Using markup filled with spacer gif's and table tags does cost newspaper companies money ... and for no good reason. Close to any layout, and especially the generally simplistic layouts newspaper sites use, can be done using CSS for positioning (need proof?), resulting in smaller file sizes and significant bandwidth savings. In addition, junking the tables and designing a site with clean, semantic HTML is going to result in higher search results, and—assuming you keep your content online for more than a week—more page views (which means more advertising revenue).

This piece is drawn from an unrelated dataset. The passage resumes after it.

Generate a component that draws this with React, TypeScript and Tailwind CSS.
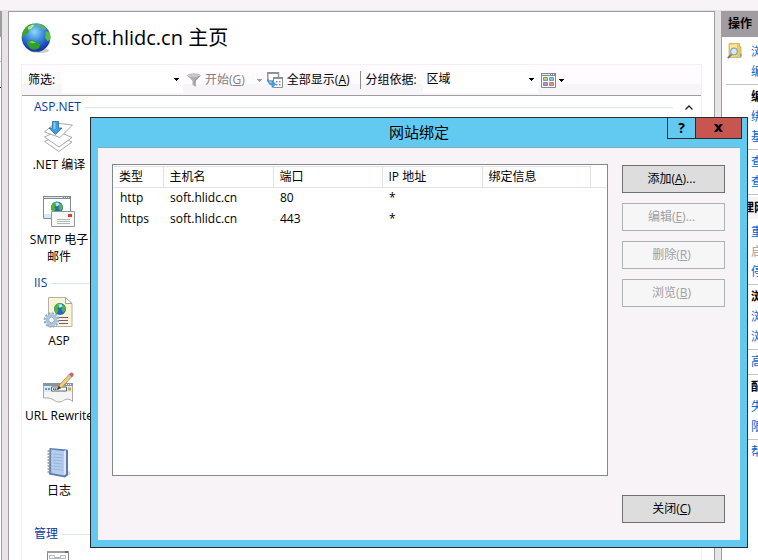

The only reason for hanging on to these antiquated design methods I can think of is trying to make sure that the site remains accessible to readers using old, old browsers like Netscape 4.0. But newspaper web departments need to take a hard look at their server stats and decide if losing those readers (which I'm betting are a very, very small percentage of almost all newspaper sites and can easily upgrade to a more-compatible browser) would cost more money than they are throwing away on bloated markup.
Essentially, I'm willing to bet that catering to those 1-percent of readers is costing newspaper web sites a heck of a lot more money in bandwidth costs and site upkeep than they're worth in advertising views.
Internet publishing has such a low overhead already and newspaper websites can reduce this overhead by even more (and increase their internet profit) if they would just be smarter about the choices they make when it comes to the design and structure of the sites themselves.
These bad choices are are costing these companies money and are slowing the transition of newspaper resources from print to web—and not in a "Save the Newspaper!" sort of way, but in a "Hey, where'd everybody go?" sort of way.